Ramsey, who said she was under a lot of stress before she joined the discussion group, now is trying to be more optimistic since reading the seven-chapter book.

"It's one of those books you wish people would read in school more often," she said.

Senior Laurel Hackley, 17, said she jumped at the chance to discuss philosophy with people her age. Hackley said she tackled the "dead Greek guys" before reading Allen and said she found "As a Man Thinketh" much more relaxing and easy to discuss.

"Once you get into that groove, you start looking around," she said.

History's Mysteries adviser Anne Stickler said students don't always have time in class to debate history lessons, but meeting after school allows them to delve further into some of their favorite topics.

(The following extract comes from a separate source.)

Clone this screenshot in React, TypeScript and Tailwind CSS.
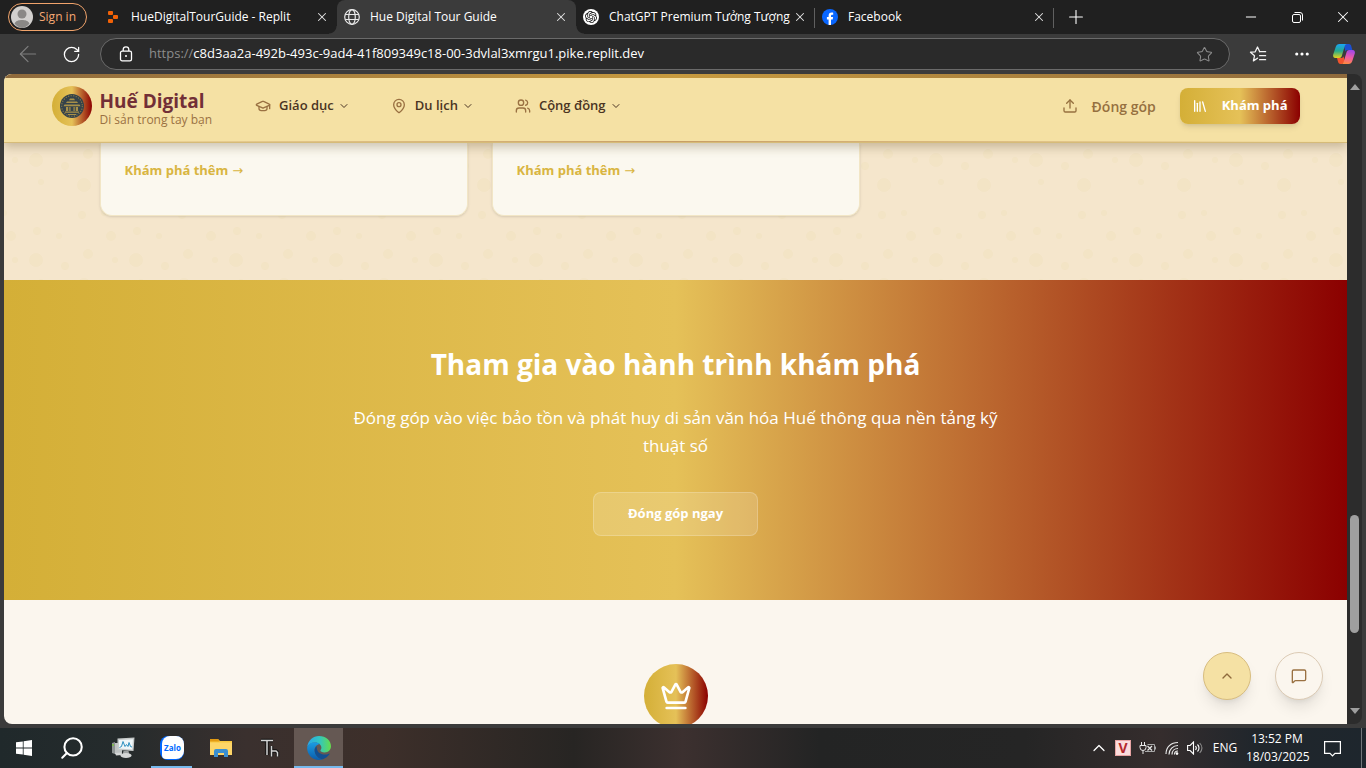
import React from "react";
import {
  ArrowLeft,
  ChevronDown,
  ChevronUp,
  Crown,
  GraduationCap,
  Library,
  MapPin,
  MessageSquare,
  Minus,
  MoreHorizontal,
  Plus,
  RotateCw,
  Search,
  Star,
  Upload,
  Users,
  X,
} from "lucide-react";
import { SiOpenai } from "react-icons/si";

const GOLD_RED = "bg-[linear-gradient(90deg,#d4af37_0%,#e5c158_50%,#8b0000_100%)]";

function ReplitIcon() {
  return (
    <svg viewBox="0 0 12 14" className="h-3.5 w-3">
      <g fill="#f26207">
        <rect x="1" y="1" width="5" height="4" rx="1" />
        <rect x="6" y="5" width="5" height="4" rx="1" />
        <rect x="1" y="9" width="5" height="4" rx="1" />
      </g>
    </svg>
  );
}

function GlobeIcon() {
  return (
    <svg viewBox="0 0 16 16" className="size-4" fill="none" stroke="#e8e8e8" strokeWidth="1.2">
      <circle cx="8" cy="8" r="7.3" />
      <ellipse cx="8" cy="8" rx="3.3" ry="7.3" />
      <path d="M1.300 5.500h13.400M1.300 10.500h13.400" />
    </svg>
  );
}

function OpenAiIcon() {
  return (
    <span className="flex size-4 items-center justify-center rounded-full bg-white text-[#111]">
      <SiOpenai size={12} />
    </span>
  );
}

function FacebookIcon() {
  return (
    <svg viewBox="0 0 16 16" className="size-4">
      <circle cx="8" cy="8" r="8" fill="#0866ff" />
      <path d="M6.6 16v-5.5H4.9V8h1.7V6.9c0-2.3 1-3.4 3.2-3.4.4 0 1.1.1 1.4.2v2.1h-.8c-1 0-1.400.4-1.400 1.400V8h2.100l-.4 2.500H9V16z" fill="#fff" />
    </svg>
  );
}

type TabProps = { icon: React.ReactNode; title: string; active?: boolean; divider?: boolean };

function BrowserTab({ icon, title, active, divider }: TabProps) {
  return (
    <li
      className={
        "relative flex h-full max-w-[239px] min-w-0 flex-1 items-center pr-2 pl-[7px] " +
        (active ? "rounded-t-lg bg-[#3b3b3b]" : "")
      }
    >
      <span className="flex w-4 shrink-0 justify-center">{icon}</span>
      <span className="ml-2.5 min-w-0 flex-1 truncate text-[12px] text-white">{title}</span>
      <button aria-label={`Close ${title}`} className="flex size-[14px] items-center justify-center text-[#e4e4e4]">
        <X size={14} strokeWidth={1.8} />
      </button>
      {active && (
        <>
          <span className="absolute bottom-0 -left-2 size-2 bg-[radial-gradient(circle_at_0_0,transparent_7px,#3b3b3b_8px)]" />
          <span className="absolute -right-2 bottom-0 size-2 bg-[radial-gradient(circle_at_100%_0,transparent_7px,#3b3b3b_8px)]" />
        </>
      )}
      {divider && <span className="absolute top-2 right-0 h-5 w-px bg-[#606060]" />}
    </li>
  );
}

function CopilotIcon() {
  return (
    <svg viewBox="0 0 24 24" className="size-6">
      <defs>
        <linearGradient id="cpA" x1="0" y1="0" x2="0" y2="1">
          <stop offset="0" stopColor="#1aa5f5" />
          <stop offset=".5" stopColor="#25a98c" />
          <stop offset="1" stopColor="#e8d21b" />
        </linearGradient>
        <linearGradient id="cpB" x1="0.500" y1="0" x2="0.300" y2="1">
          <stop offset="0" stopColor="#a348e8" />
          <stop offset=".5" stopColor="#ee5aa5" />
          <stop offset="1" stopColor="#ff8a3c" />
        </linearGradient>
      </defs>
      <path d="M14 2h3c1.300 0 2 1 2.300 2.200L20.300 8h-4.600c-1.200 0-1.800.6-2.200 1.700L12 4z" fill="#1c4fd0" />
      <path d="M10 22H8.500c-1.500 0-2.200-1-2.500-2.200L5 16h4.500c1 0 1.600-.6 2-1.700L13 20z" fill="#f2542d" />
      <path d="M7.500 2H15c-1.300 0-2 1-2.400 2.400L9.800 14c-.4 1.300-1.200 2-2.600 2H3.600C1.500 16 .7 14.400 1.200 12.500L3.700 5C4.300 3 5.500 2 7.500 2z" fill="url(#cpA)" />
      <path d="M16.500 22H9.400c1.300 0 2-1 2.400-2.400L14.600 10c.4-1.300 1.200-2 2.600-2h3.200c2.100 0 2.900 1.600 2.400 3.500L20.300 19c-.6 2-1.800 3-3.800 3z" fill="url(#cpB)" />
    </svg>
  );
}

function FavoritesIcon() {
  return (
    <svg viewBox="0 0 18 18" className="size-[18px]" fill="none" stroke="#f2f2f2" strokeWidth="1.300" strokeLinejoin="round" strokeLinecap="round">
      <path d="M8.500 13.200l-4.100 2.700 1.100-5.100L1.500 7.200l4.700-.4L8.500 2l2.100 4.600" />
      <path d="M10.600 6.700h6M10.600 10.700h6M10.600 14.700h6" />
    </svg>
  );
}

function LockIcon() {
  return (
    <svg viewBox="0 0 14 16" className="h-4 w-3.5" fill="none" stroke="#fff" strokeWidth="1.300">
      <rect x="1.500" y="5.200" width="11" height="9.600" rx="1.600" />
      <path d="M4.200 5V3.600a2.800 2.800 0 0 1 5.600 0V5" />
      <circle cx="7" cy="10" r="1" fill="#fff" stroke="none" />
    </svg>
  );
}

function RestoreIcon() {
  return (
    <svg viewBox="0 0 11 11" className="size-[11px]" fill="none" stroke="#fff" strokeWidth="1">
      <rect x="0.500" y="2.500" width="8" height="8" rx="1.500" />
      <path d="M2.500 .5H8A2.500 2.500 0 0 1 10.500 3v5.500" />
    </svg>
  );
}

function TitleBar() {
  return (
    <div className="flex h-[34px] shrink-0 items-center bg-[#202020]">
      <div className="flex w-[98px] shrink-0 pl-2">
        <button className="flex h-7 w-[79px] items-center gap-1.5 rounded-full border border-[#f0a36b] pl-0.5 text-[12px] text-[#f5a873]">
          <svg viewBox="0 0 22 22" className="size-[22px] shrink-0">
            <circle cx="11" cy="11" r="11" fill="#d2d0ce" />
            <circle cx="11" cy="8" r="4.500" fill="#8a8886" />
            <path d="M3.500 17.500C5 14.500 8 14 11 14s6 .5 7.500 3.500A11 11 0 0 1 11 22a11 11 0 0 1-7.500-4.500z" fill="#8a8886" />
          </svg>
          <span className="whitespace-nowrap">Sign in</span>
        </button>
      </div>
      <ul className="flex h-full min-w-0 flex-1">
        <BrowserTab icon={<ReplitIcon />} title="HueDigitalTourGuide - Replit" />
        <BrowserTab icon={<GlobeIcon />} title="Hue Digital Tour Guide" active />
        <BrowserTab icon={<OpenAiIcon />} title="ChatGPT Premium Tưởng Tượng" divider />
        <BrowserTab icon={<FacebookIcon />} title="Facebook" divider />
        <li className="flex w-11 shrink-0 items-center justify-center">
          <button aria-label="New tab" className="text-white">
            <Plus size={22} strokeWidth={1.2} />
          </button>
        </li>
      </ul>
      <div className="flex h-full shrink-0 text-white">
        <button aria-label="Minimize" className="flex w-[46px] items-center justify-center">
          <Minus size={16} strokeWidth={1.500} />
        </button>
        <button aria-label="Restore" className="flex w-[46px] items-center justify-center">
          <RestoreIcon />
        </button>
        <button aria-label="Close window" className="flex w-[46px] items-center justify-center">
          <X size={18} strokeWidth={1.400} />
        </button>
      </div>
    </div>
  );
}

function AddressBar() {
  return (
    <div className="flex h-10 shrink-0 items-center bg-[#3b3b3b]">
      <div className="flex w-[100px] shrink-0 items-center pl-[15px]">
        <button aria-label="Back" className="flex w-[26px] justify-center text-[#7e7e7e]">
          <ArrowLeft size={26} strokeWidth={1.100} />
        </button>
        <button aria-label="Refresh" className="ml-5 flex w-5 justify-center text-white">
          <RotateCw size={19} strokeWidth={1.600} />
        </button>
      </div>
      <div className="flex h-8 min-w-0 flex-1 items-center rounded-full border border-[#6a6a6a] bg-[#2a2a2a] pr-4 pl-[18px]">
        <LockIcon />
        <label className="ml-4 flex h-full min-w-0 flex-1 items-center text-[13px] whitespace-pre">
          <span className="text-[#8c8c8c]">https://</span>
          <input
            aria-label="Address"
            className="min-w-0 flex-1 bg-transparent text-white outline-none"
            defaultValue="c8d3aa2a-492b-493c-9ad4-41f809349c18-00-3dvlal3xmrgu1.pike.replit.dev"
          />
        </label>
        <button aria-label="Add to favorites" className="text-[#8c8c8c]">
          <Star size={17} strokeWidth={1.500} />
        </button>
      </div>
      <div className="flex w-[136px] shrink-0 items-center">
        <button aria-label="Favorites" className="ml-[19px]">
          <FavoritesIcon />
        </button>
        <button aria-label="Settings and more" className="ml-[26px] text-white">
          <MoreHorizontal size={18} strokeWidth={2.200} />
        </button>
        <button aria-label="Copilot" className="ml-[21px]">
          <CopilotIcon />
        </button>
      </div>
    </div>
  );
}

function HueSeal() {
  return (
    <svg viewBox="0 0 24 24" className="size-6">
      <circle cx="12" cy="12" r="12" fill="#34424a" />
      <circle cx="12" cy="12" r="10.300" fill="none" stroke="#8d7d48" strokeWidth="1.100" strokeDasharray="1.200 1.400" />
      <g fill="#a89048">
        <path d="M10 4.500h4l1 1.800H9zM7 7.500h10l1 1.600H6zM4.500 10.500h15l1 1.800h-17z" />
        <path d="M6 13h2.200v4H6zM15.800 13H18v4h-2.200zM9.300 13h1.200v4H9.300zM13.500 13h1.200v4h-1.200zM5 17.500h14v1.300H5zM8 20h8v.9H8z" />
      </g>
    </svg>
  );
}

function NavItem({ icon, label }: { icon: React.ReactNode; label: string }) {
  return (
    <button className="flex items-center text-[13px] font-semibold text-[#4a3423]">
      <span className="mr-2 text-[#9a7142]">{icon}</span>
      {label}
      <ChevronDown size={12} strokeWidth={2} className="ml-1" />
    </button>
  );
}

function SiteHeader() {
  return (
    <header className="relative z-10 shrink-0 border-b border-[#d6bb78] bg-[#f5e1a4] shadow-[0_4px_10px_rgba(90,70,30,0.3)]">
      <div className="h-1 bg-[linear-gradient(90deg,#8f6a3c,#c79a3e_50%,#8f6a3c)]" />
      <div className="mx-auto flex h-14 max-w-7xl items-center px-4">
        <a href="#home" className="flex items-center">
          <span className={"flex size-10 items-center justify-center rounded-full " + GOLD_RED}>
            <HueSeal />
          </span>
          <span className="ml-2 flex flex-col pt-1">
            <span className="text-[19px] leading-6 font-bold text-[#722f37]">Huế Digital</span>
            <span className="text-[12px] leading-[14px] text-[#9a7142]">Di sản trong tay bạn</span>
          </span>
        </a>
        <nav className="ml-[43px] flex items-center gap-[41px]">
          <NavItem icon={<GraduationCap size={16} />} label="Giáo dục" />
          <NavItem icon={<MapPin size={16} />} label="Du lịch" />
          <NavItem icon={<Users size={16} />} label="Cộng đồng" />
        </nav>
        <div className="ml-auto flex items-center">
          <button className="mr-6 flex items-center gap-3.5 text-[14px] font-semibold text-[#96703f]">
            <Upload size={16} />
            Đóng góp
          </button>
          <button className={"flex h-9 items-center gap-3.5 rounded-lg px-3 text-[13px] font-bold text-white shadow-md " + GOLD_RED}>
            <Library size={16} />
            Khám phá
          </button>
        </div>
      </div>
      <div className="h-[7px]" />
      <div className="h-px bg-[linear-gradient(90deg,transparent,#a8703c_50%,transparent)] opacity-60" />
    </header>
  );
}

const BUBBLES: [number, number, number][] = [
  [11, 11, 7],
  [59, 36, 7],
  [16, 33, 3],
  [79, 64, 3],
  [34, 87, 3],
  [90, 11, 3],
  [12, 82, 4],
  [40, 17, 4],
  [63, 5, 5],
  [57, 66, 4],
  [86, 87, 5],
];

function BubbleBackdrop() {
  return (
    <svg className="absolute inset-0 size-full" aria-hidden="true">
      <defs>
        <pattern id="bubbles" width="100" height="100" patternUnits="userSpaceOnUse" patternTransform="translate(21 6)">
          {BUBBLES.map(([x, y, r]) => (
            <circle key={`${x}-${y}`} cx={x} cy={y} r={r} fill="#f3e4c5" />
          ))}
        </pattern>
      </defs>
      <rect width="100%" height="100%" fill="url(#bubbles)" />
    </svg>
  );
}

function TopicCard() {
  return (
    <article className="rounded-b-xl border border-t-0 border-[#f2e6c6] bg-[#fbf8ef] px-6 pt-4 pb-8 shadow-sm">
      <a href="#more" className="flex h-6 items-center gap-1 text-[13px] font-bold text-[#d9b541]">
        Khám phá thêm <span className="font-['DejaVu_Sans'] font-normal">→</span>
      </a>
    </article>
  );
}

function WebPage() {
  return (
    <main className="relative flex min-w-0 flex-1 flex-col overflow-hidden rounded-l-lg bg-[#fbf6ee]">
      <SiteHeader />
      <section className="relative shrink-0 bg-[#f5e6cc] pb-16">
        <BubbleBackdrop />
        <div className="relative mx-auto grid max-w-6xl grid-cols-3 gap-6">
          <TopicCard />
          <TopicCard />
        </div>
      </section>
      <section className={"shrink-0 py-16 text-center text-white " + GOLD_RED}>
        <h2 className="text-[28px] leading-10 font-bold">Tham gia vào hành trình khám phá</h2>
        <p className="mx-auto mt-5 max-w-2xl text-[17px] leading-7">
          Đóng góp vào việc bảo tồn và phát huy di sản văn hóa Huế thông qua nền tảng kỹ thuật số
        </p>
        <button className="mt-8 h-11 rounded-lg border border-white/20 bg-white/15 px-[34px] text-[13px] font-bold">
          Đóng góp ngay
        </button>
      </section>
      <section className="flex flex-1 justify-center pt-16">
        <span className={"flex size-16 shrink-0 items-center justify-center rounded-full text-white " + GOLD_RED}>
          <Crown size={32} />
        </span>
      </section>
      <div className="absolute right-6 bottom-6 flex gap-6">
        <button
          aria-label="Back to top"
          className="flex size-12 items-center justify-center rounded-full border border-[#d8bd7f] bg-[#f5e1a4] text-[#8f6a3c] shadow-lg"
        >
          <ChevronUp size={16} />
        </button>
        <button
          aria-label="Open chat"
          className="flex size-12 items-center justify-center rounded-full border border-[#dccbb5] bg-[#fbf6ee] text-[#9a7142] shadow-lg"
        >
          <MessageSquare size={16} />
        </button>
      </div>
    </main>
  );
}

function Scrollbar() {
  return (
    <div className="flex w-[15px] shrink-0 flex-col items-center rounded-r-lg bg-[#2c2c2c] py-2.5" aria-hidden="true">
      <svg viewBox="0 0 10 6" className="h-1.5 w-2.5">
        <path d="M5 0l5 6H0z" fill="#9f9f9f" />
      </svg>
      <div className="grow-[425]" />
      <div className="w-[9px] grow-[118] rounded-full bg-[#9f9f9f]" />
      <div className="grow-[75]" />
      <svg viewBox="0 0 10 6" className="h-1.5 w-2.5">
        <path d="M5 6l5-6H0z" fill="#9f9f9f" />
      </svg>
    </div>
  );
}

function WindowsIcon() {
  return (
    <svg viewBox="0 0 16 16" className="size-4" fill="#fff">
      <path d="M0 2.300L6.800 1.400v6.200H0zM7.600 1.300L16 .1v7.500H7.600zM0 8.400h6.800v6.200L0 13.700zM7.600 8.400H16v7.500l-8.400-1.200z" />
    </svg>
  );
}

function MonitorIcon() {
  return (
    <svg viewBox="0 0 24 24" className="size-6">
      <path d="M1 7l3-1v12l-3-1z" fill="#8f9494" />
      <rect x="1.200" y="8" width="1.600" height="2" fill="#7ac143" />
      <path d="M4 7h7v11H4z" fill="#bfc3c3" />
      <path d="M6.500 2.500l17-1-1 13.500-16-1z" fill="#c6caca" />
      <path d="M8 4l14-.8-.8 10.200L8 12.600z" fill="#eef6f8" />
      <path d="M8.500 11.500l2-1 1.500-5 2 5 1.500-2 1.500 2 1-4 1.500 4 1.500.5" fill="none" stroke="#2a8fc0" />
      <path d="M12.500 15h5l1 4h-7z" fill="#9ea2a2" />
      <ellipse cx="15" cy="19.500" rx="5.500" ry="2.500" fill="#d5d7d7" />
      <path d="M4 17l6-.5 1 2.500-6 .5z" fill="#d5d7d7" />
    </svg>
  );
}

function ZaloIcon() {
  return (
    <span className="flex size-6 items-center justify-center rounded-[8px] bg-[#0068ff] pb-px pl-0.5">
      <span className="flex h-full w-full items-center justify-center rounded-[8px] rounded-bl-[4px] bg-white text-[8px] leading-none font-bold text-[#0068ff]">
        Zalo
      </span>
    </span>
  );
}

function FolderIcon() {
  return (
    <svg viewBox="0 0 22 20" className="h-5 w-[22px]">
      <path d="M0 1h8l2 2h12v14H0z" fill="#f8c73e" />
      <path d="M0 1h8l1.500 2.500H0z" fill="#e39a12" />
      <path d="M0 4.500h22V17H0z" fill="#fdd568" />
      <path d="M4 19v-6a2 2 0 0 1 2-2h10a2 2 0 0 1 2 2v6h-4v-4H8v4z" fill="#3a8fd0" />
    </svg>
  );
}

function EdgeIcon() {
  return (
    <svg viewBox="0 0 24 24" className="size-6">
      <defs>
        <linearGradient id="edTop" x1="0" y1=".5" x2="1" y2=".5">
          <stop offset="0" stopColor="#2aa6e8" />
          <stop offset=".5" stopColor="#30c5c4" />
          <stop offset="1" stopColor="#65dc4c" />
        </linearGradient>
        <linearGradient id="edLeft" x1="0" y1="0" x2="0" y2="1">
          <stop offset="0" stopColor="#1b9de2" />
          <stop offset="1" stopColor="#0b5cab" />
        </linearGradient>
      </defs>
      <path d="M.2 11C1 4.500 6 0 12 0c7 0 12 4.800 12 10.300 0 3.700-2.900 6.200-6.300 6.200-2.800 0-4.300-.9-4.300-1.900 0-.7 1-1.300 1-3.100 0-2.500-2.600-5.100-6.500-5.100-3.300 0-6.200 1.600-7.700 4.600z" fill="url(#edTop)" />
      <path d="M.1 11.500C1.200 8 4.200 6.300 7.900 6.300c2.200 0 4 .8 5.100 2C9.800 8.300 7.600 11 7.600 14c0 5 4 8.700 8.200 9.300-1.200.5-2.500.7-3.800.7C5.300 24 0 18.700.1 11.500z" fill="url(#edLeft)" />
      <path d="M9.800 10.300c-1.500 1.200-2.200 2.600-2.200 4 0 5 4.400 9 8.300 8.900 2.800-1 5-2.700 6.500-5 .3-.5-.1-.8-.6-.5-1.100.6-2.400.9-3.900.9-4.800 0-8.700-3-8.100-8.300z" fill="#124f91" />
    </svg>
  );
}

function TaskButton({ label, className, children }: { label: string; className?: string; children: React.ReactNode }) {
  return (
    <button aria-label={label} className={"relative flex h-full shrink-0 items-center justify-center " + (className ?? "w-[49px]")}>
      {children}
    </button>
  );
}

function BatteryIcon() {
  return (
    <svg viewBox="0 0 18 14" className="h-3.5 w-[18px]" fill="none" stroke="#e8e8e8">
      <path d="M2.500 1v3M5.500 1v3M1 4.500h6v2a3 3 0 0 1-6 0zM4 9.500V13" />
      <path d="M8.500 3.500h7v7H6M16.500 5.500v3" stroke="#a8a8a8" />
      <path d="M8.500 5l4.500 4.500M13 5L8.500 9.500" strokeWidth="1.200" />
    </svg>
  );
}

function WifiIcon() {
  return (
    <svg viewBox="0 0 14 14" className="size-3.5" fill="none" stroke="#e8e8e8" strokeWidth="1.200">
      <path d="M1 13C1 6 6 1.500 13 1.500M4 13.500c0-5 4-9 9-9M7 13.500c0-3.500 2.500-6 6-6" />
      <path d="M9.500 13.500c0-2 1.500-3.500 3.500-3.500" />
      <circle cx="12" cy="12.600" r="1.300" fill="#fff" stroke="none" />
    </svg>
  );
}

function SpeakerIcon() {
  return (
    <svg viewBox="0 0 17 14" className="h-3.5 w-[17px]" fill="none" stroke="#fff" strokeWidth="1.100">
      <path d="M.6 4.500h2.500L6.500 1v12L3.100 9.500H.6z" />
      <path d="M8.500 5c1 1.200 1 2.800 0 4" />
      <path d="M10.500 3.500c2 2 2 5 0 7" />
      <path d="M12.700 2c2.700 3 2.700 7 0 10" stroke="#8a8a8a" />
    </svg>
  );
}

function Taskbar() {
  return (
    <footer className="flex h-10 shrink-0 items-center bg-[linear-gradient(90deg,#20292b_0%,#252b2c_9%,#3a302e_18%,#3d2f2a_28%,#272523_42%,#3c302f_50%,#232424_60%,#252525_75%,#352d2d_85%,#20262c_92%,#1e262d_100%)] text-white">
      <TaskButton label="Start" className="w-12">
        <WindowsIcon />
      </TaskButton>
      <TaskButton label="Search" className="mr-0.5 w-12">
        <Search size={26} strokeWidth={1.900} className="-scale-x-100" />
      </TaskButton>
      <TaskButton label="Monitor">
        <MonitorIcon />
      </TaskButton>
      <TaskButton label="Zalo">
        <ZaloIcon />
        <span className="absolute inset-x-1 bottom-0 h-0.5 bg-[#76b9ed]" />
      </TaskButton>
      <TaskButton label="File Explorer">
        <FolderIcon />
      </TaskButton>
      <TaskButton label="Th">
        <svg viewBox="0 0 20 20" className="size-5" fill="none" stroke="#111" strokeWidth="3.400">
          <path d="M1 2.500h12M7 2.500V17M11.500 8v10.500M11.500 13h4.500l1.500 1.500v4" />
          <path d="M1 2.500h12M7 2.500V17M11.500 8v10.500M11.500 13h4.500l1.500 1.500v4" stroke="#d4d4d4" strokeWidth="1.500" />
        </svg>
      </TaskButton>
      <TaskButton label="Edge">
        <span className="absolute inset-0 bg-[#655853]" />
        <span className="relative">
          <EdgeIcon />
        </span>
        <span className="absolute inset-x-0 bottom-0 h-0.5 bg-[#76b9ed]" />
      </TaskButton>
      <div className="ml-auto flex h-full items-center text-[12px]">
        <button aria-label="Show hidden icons">
          <ChevronUp size={20} strokeWidth={1.500} />
        </button>
        <span className="ml-1.5 flex size-4 items-center justify-center border border-[#e7a3a3] bg-[#fbdcdc] text-[14px] leading-none font-bold text-[#b3282d]">
          V
        </span>
        <span className="ml-2">
          <BatteryIcon />
        </span>
        <span className="ml-2">
          <WifiIcon />
        </span>
        <span className="ml-2">
          <SpeakerIcon />
        </span>
        <button className="w-[42px] text-center">ENG</button>
        <button className="w-[62px] text-center leading-[18px] whitespace-nowrap">
          <time className="block">13:52 PM</time>
          <time className="block">18/03/2025</time>
        </button>
        <button aria-label="Notifications" className="ml-4">
          <svg viewBox="0 0 17 17" className="size-[17px]" fill="none" stroke="#fff" strokeWidth="1.200">
            <path d="M.6 1.600h15.800v11.800h-5.400L8.500 16 6 13.400H.6z" />
          </svg>
        </button>
        <span className="mr-1 ml-5 h-full w-px bg-[#71767a]" />
      </div>
    </footer>
  );
}

export default function App() {
  return (
    <div className="flex h-screen flex-col overflow-hidden bg-[#3b3b3b] font-['Open_Sans','Noto_Sans',sans-serif]">
      <TitleBar />
      <AddressBar />
      <div className="flex min-h-0 flex-1 px-1 pb-1">
        <WebPage />
        <Scrollbar />
      </div>
      <Taskbar />
    </div>
  );
}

The social studies teacher said her seven-member group read through articles and books that discuss Adolf Hitler's attack on Russia and the assassination of John F. Kennedy, to name a few.

Junior Kevin McClanathan, 16, said he learned the grassy knoll theory and the magic bullet theory connected with JFK's assassination through reading articles on the subject that the group later discussed.

McClanathan said he likes to see how his opinion compares to those of his classmates.

"We knew there had to be at least two shooters," he said.

Jerry Haines, the school's literary resource teacher, said the two groups started after some school staff found interest from students to discuss things they read. He said the program is expected to expand next year into more afterschool discussion groups.

"This was a great spark for a lot of kids who may not be involved in other kinds of things to interact with like-minded people," said Ben Brauer, an assistant principal at the school.

Junior Taylor DiClemente was a member of Philosophical Wonderings. He said "As a Man Thinketh" didn't spark any epiphanies the 16-year-old hasn't already had.

"I already have looked inside me," he said.

Hackley giggled.

"I didn't say I'm done yet," DiClemente said, giggling back.